Jun 15, 2017 | 6:45 AM

TOKYO — Japan’s ruling coalition pushed a contentious bill through parliament Thursday that makes it a crime to plan a crime.

The government of Prime Minister Shinzo Abe said the new law, which criminalizes the planning of 277 serious crimes, is needed to prevent terrorism, especially with the Olympics coming to Tokyo in 2020.

Opponents warned that authorities could use the legislation to limit free speech and public protests and expand surveillance of private citizens.

Abe told reporters after the vote that the government wants to use the law in a proper and effective way to protect lives and property.

The law applies to organized criminal groups of two or more people that have engaged in specific preparations for a crime, such as scouting a location, according to Japan’s Kyodo News service.

About 5,000 people protested against the bill outside parliament Wednesday, Kyodo said, as upper house lawmakers hotly debated the bill.

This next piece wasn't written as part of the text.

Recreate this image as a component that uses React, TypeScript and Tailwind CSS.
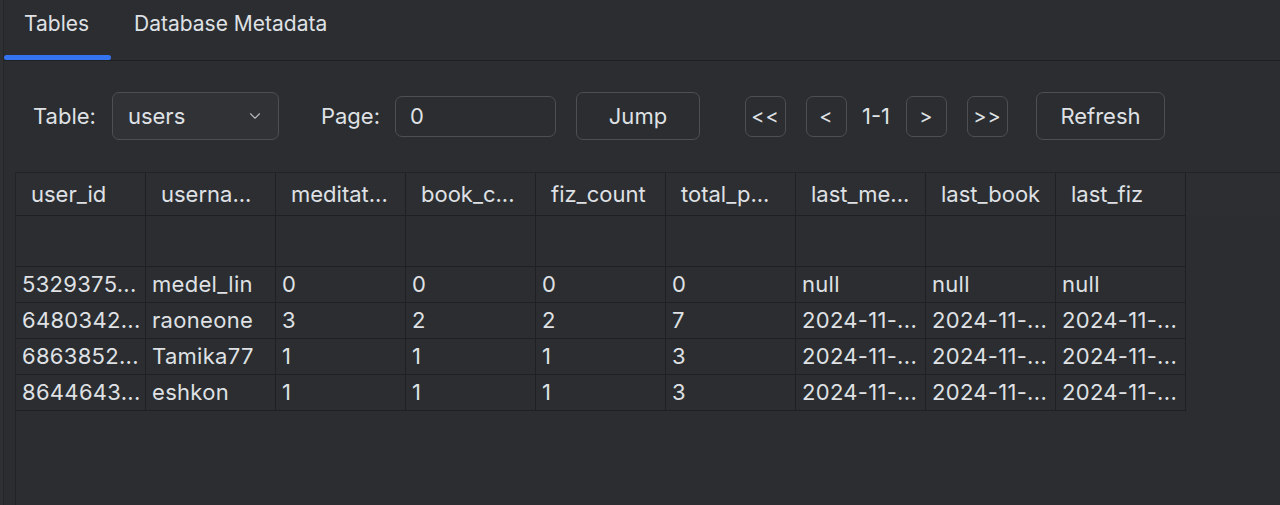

Opposition parties used delaying tactics, with the jockeying continuing into the early morning hours.

In the end, the upper house approved the bill after the ruling Liberal Democratic Party and its coalition partner Komeito took the unusual step of bypassing committee approval, which normally precedes a vote by the full house.

The more powerful lower house passed the bill last month. At the time, opposition lawmakers in a lower house committee tried to rip documents from the hands of the chairman to prevent a committee vote.

The U.N. special rapporteur on the right to privacy, Joseph Cannataci, sent an open letter to Abe in May raising concerns over the bill. The letter expressed “serious concern” that the bill could affect the right to privacy and other freedoms if broadly applied.

Though the number of crimes covered has been reduced from more than 600 in earlier versions of the legislation, the letter noted that the bill includes crimes that have nothing to do with organized crime or terrorism, such as copyright violation and stealing lumber from forest reserves.

Yoshihide Suga, the chief cabinet secretary of Abe’s government, called Cannataci’s concerns “utterly incorrect.”